I was born naked and I intend to go out the same way, armed with nothing but a smartphone to swipe and tap my way through the modern world.
These days my wallet is overflowing with cash and cards. More cards than cash, sadly. Credit cards, loyalty cards, membership cards and identification cards along with a heap of receipts waiting to be filed or chucked in the bin.
Aside from those, the thing I never leave home without is my smartphone. My phone seems to become more useful every day. It’s already my calendar, address book, music player, camera, games machine, newspaper and sat-nav device. Sometimes when I’m bored, I even use it to make phone calls.
Grabbing these things before I walk out the door is my daily ritual, and I feel naked if I leave home without them, just like a cop without his badge and his gun. Actually there’s another thing to grab if you include pants, which I’m constantly reminded are important in civil society. But smartphones are becoming so clever that eventually I might be able to ditch the other baggage and just carry my phone out the door. With my pockets empty, even “pants-optional” could become fashionable again.
The next step towards Au Naturel Nirvana comes with Apple’s latest software update, which brings Passbook to iPhones. Passbook lets you store tickets, vouchers and loyalty cards on your phone. You can simply shove your phone under the scanner to board a plane, enter a concert or get your 10th coffee free at your favourite cafe. It’s going to be a sleeper technology, but it’s the next piece of the puzzle in Apple’s plans for world domination.

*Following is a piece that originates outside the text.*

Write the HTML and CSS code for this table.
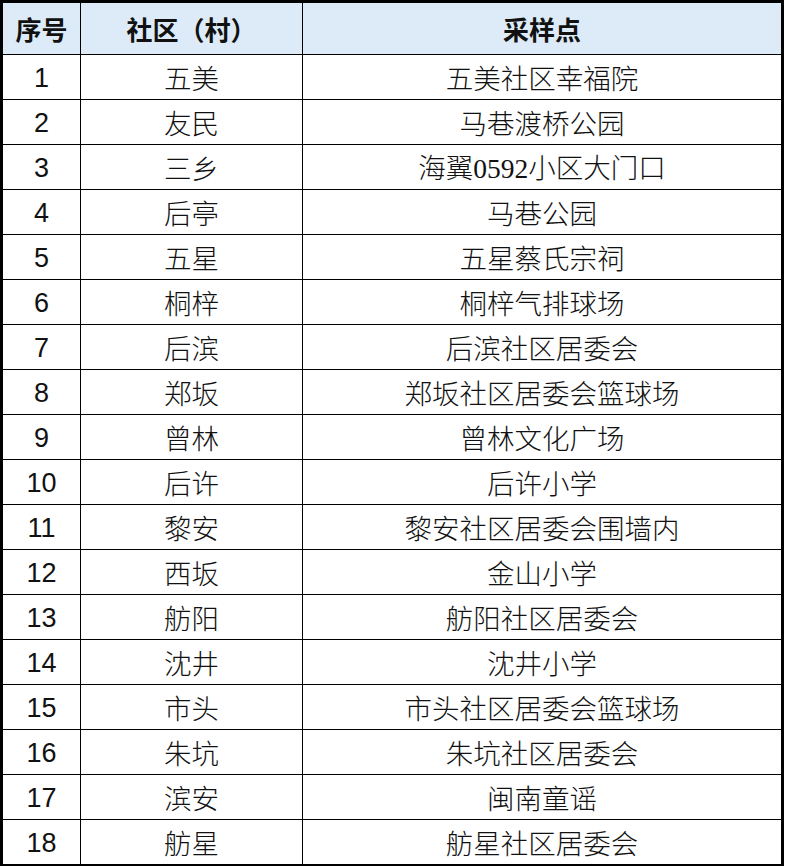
FILE: index.html
```html
<!DOCTYPE html>
<html lang="zh-CN">
<head>
<meta charset="utf-8">
<title>采样点</title>
<link rel="stylesheet" href="styles.css">
</head>
<body>
<table class="sheet">
  <colgroup><col class="c-no"><col class="c-comm"><col class="c-site"></colgroup>
  <thead>
    <tr><th>序号</th><th>社区（村）</th><th>采样点</th></tr>
  </thead>
  <tbody>
    <tr><td class="num">1</td><td>五美</td><td>五美社区幸福院</td></tr>
    <tr><td class="num">2</td><td>友民</td><td>马巷渡桥公园</td></tr>
    <tr><td class="num">3</td><td>三乡</td><td>海翼<span class="lat">0592</span>小区大门口</td></tr>
    <tr><td class="num">4</td><td>后亭</td><td>马巷公园</td></tr>
    <tr><td class="num">5</td><td>五星</td><td>五星蔡氏宗祠</td></tr>
    <tr><td class="num">6</td><td>桐梓</td><td>桐梓气排球场</td></tr>
    <tr><td class="num">7</td><td>后滨</td><td>后滨社区居委会</td></tr>
    <tr><td class="num">8</td><td>郑坂</td><td>郑坂社区居委会篮球场</td></tr>
    <tr><td class="num">9</td><td>曾林</td><td>曾林文化广场</td></tr>
    <tr><td class="num">10</td><td>后许</td><td>后许小学</td></tr>
    <tr><td class="num">11</td><td>黎安</td><td>黎安社区居委会围墙内</td></tr>
    <tr><td class="num">12</td><td>西坂</td><td>金山小学</td></tr>
    <tr><td class="num">13</td><td>舫阳</td><td>舫阳社区居委会</td></tr>
    <tr><td class="num">14</td><td>沈井</td><td>沈井小学</td></tr>
    <tr><td class="num">15</td><td>市头</td><td>市头社区居委会篮球场</td></tr>
    <tr><td class="num">16</td><td>朱坑</td><td>朱坑社区居委会</td></tr>
    <tr><td class="num">17</td><td>滨安</td><td>闽南童谣</td></tr>
    <tr><td class="num">18</td><td>舫星</td><td>舫星社区居委会</td></tr>
  </tbody>
</table>
</body>
</html>
```
FILE: styles.css
```css
html, body {
  margin: 0;
  padding: 0;
  background: #ffffff;
}
.sheet {
  border-collapse: collapse;
  table-layout: fixed;
  width: 784px;
  border: 3px solid #000;
  font-family: "Noto Sans CJK SC", sans-serif;
  color: #111;
}
.c-no { width: 79px; }
.c-comm { width: 222px; }
.c-site { width: auto; }
.sheet th, .sheet td {
  border: 1.5px solid #000;
  padding: 0;
  text-align: center;
  vertical-align: middle;
  line-height: 1;
  white-space: nowrap;
}
.sheet th {
  height: 51px;
  background: #dcebf7;
  font-size: 26px;
  font-weight: 700;
  color: #111;
}
.sheet td {
  height: 42px;
  padding-top: 2px;
  font-size: 27.5px;
  font-weight: 300;
}
.sheet td.num {
  font-family: "Liberation Sans", Arial, sans-serif;
  font-weight: 400;
  font-size: 27px;
}
.lat {
  font-family: "Liberation Serif", "Times New Roman", serif;
  font-weight: 400;
}
```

Unfortunately, Apple didn’t go the extra step and add near field communication (NFC) to the iPhone 5. It’s the short-range wireless technology that lets you swipe-and-pay. If your work is a little paranoid about security, you might already need to swipe an NFC pass to get in the front door. NFC is also built into some new credit cards. You might have seen them in action in the supermarket or at a petrol station. Simply wave your card near the terminal and you’ve paid. No mess, no fuss. It’s very liberating although a little disconcerting at first, not unlike ditching your pants I guess. Thankfully there’s a spending limit before you need to enter a PIN or sign for things, so someone can’t simply wave your card to buy themselves a new Ferrari.
NFC is built into Android and Windows Phone 8 smartphones, although they’re also a work in progress. But it’s not hard to see where things are heading. In a few years your smartphone will be your passport to the world, just like your wallet is now. It will take time for the technology to evolve and for people to grow comfortable with it. But as with many new technologies, the speed and convenience of using your phone as one key to rule them all will eventually win people over.
With that battle won, I’ll be one step closer to shedding my inhibitions and tackling the world armed with nothing but a smartphone.